Late Antiquity (4th–7th centuries CE) encapsulates the final phase of the Roman Empire, characterized by profound cultural, religious, and political transformations. The period began with significant reforms under Diocletian (284–305 CE), who addressed overexpansion by abandoning less valuable territories, fortifying frontiers, reorganizing provinces, and separating civilian and military functions. This empowered military commanders (duces), creating a more autonomous and influential military class. Constantine (306–337 CE) built on these reforms, introducing the solidus, a 4.5-gram gold coin that ensured monetary stability and outlasted the empire, with millions circulated. He also established Constantinople as a second capital, necessitating a new Senate and expanding the governing classes. These changes stimulated economic growth, evidenced by investments in rural estates, industrial installations (e.g., oil presses, glass factories), and advanced technologies like screw presses and water-mills. The revival of long-distance trade with the East further bolstered prosperity, particularly in the eastern provinces.
Culturally, the period saw the Christianization of the empire, a gradual process following Constantine’s adoption of Christianity as the state religion in the 4th century. The empire’s traditional polytheistic culture, encompassing Roman, Greek, and eastern deities, coexisted with Judaism, which was diverse and not monolithic. Christian bishops enforced stricter beliefs, reducing the fluidity between religious communities, though polytheism persisted longer in the western provinces. The rise of Islam in the 7th century, described as the “greatest political revolution” in the ancient world, began with the unification of Arabian tribes under the emerging Islamic state. By 642 CE, within a decade of Prophet Muhammad’s death, Arab conquests had seized large parts of the eastern Roman and Sasanian empires, eventually extending to Spain, Sind, and Central Asia.

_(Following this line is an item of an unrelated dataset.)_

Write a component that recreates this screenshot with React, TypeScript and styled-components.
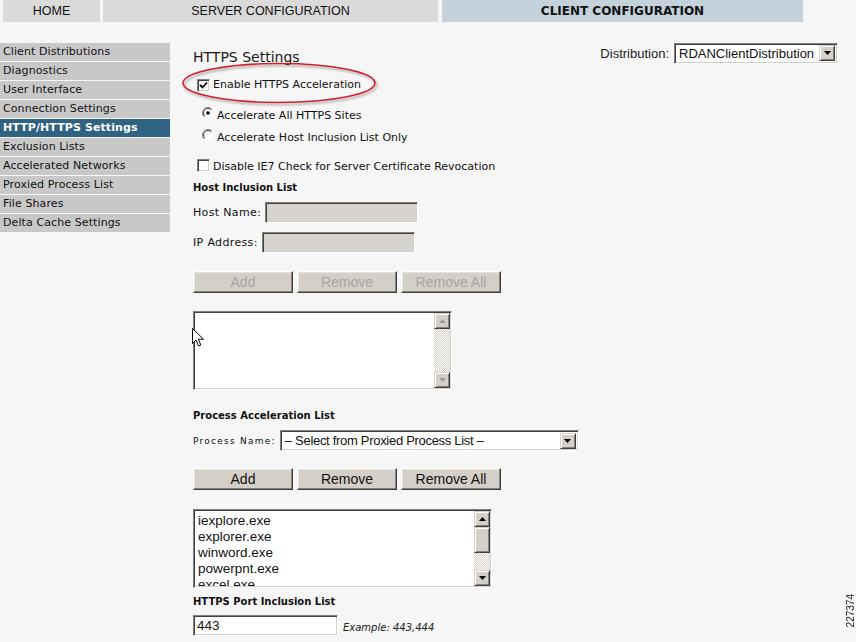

Economically, the East enjoyed urban prosperity and population growth until the 6th century, despite the plague of the 540s. Papyri from Egypt reveal an affluent society with widespread money use and estates generating vast incomes, such as 2.5 million solidi (35,000 lbs of gold) annually under Justinian (527–565 CE). The Near East’s countryside was more developed in the 5th–6th centuries than in later periods. In contrast, the West fragmented as Germanic groups (Goths, Vandals, Lombards) established post-Roman kingdoms, including the Visigoths in Spain (destroyed by Arabs, 711–720), Franks in Gaul (511–687), and Lombards in Italy (568–774). These kingdoms marked the transition to the medieval world.
Justinian’s reign represented the peak of eastern prosperity, with successful campaigns like the recapture of Africa from the Vandals (533 CE). However, his recovery of Italy from the Ostrogoths devastated the region, facilitating the Lombard invasion. Renewed wars with the Sasanian Empire, which invaded eastern provinces like Egypt, weakened the empire. By the 620s, Byzantium (the evolving name for the eastern Roman Empire) briefly recovered these territories, but the rapid Islamic conquests from Arabia soon delivered a decisive blow, reshaping the ancient world’s political landscape.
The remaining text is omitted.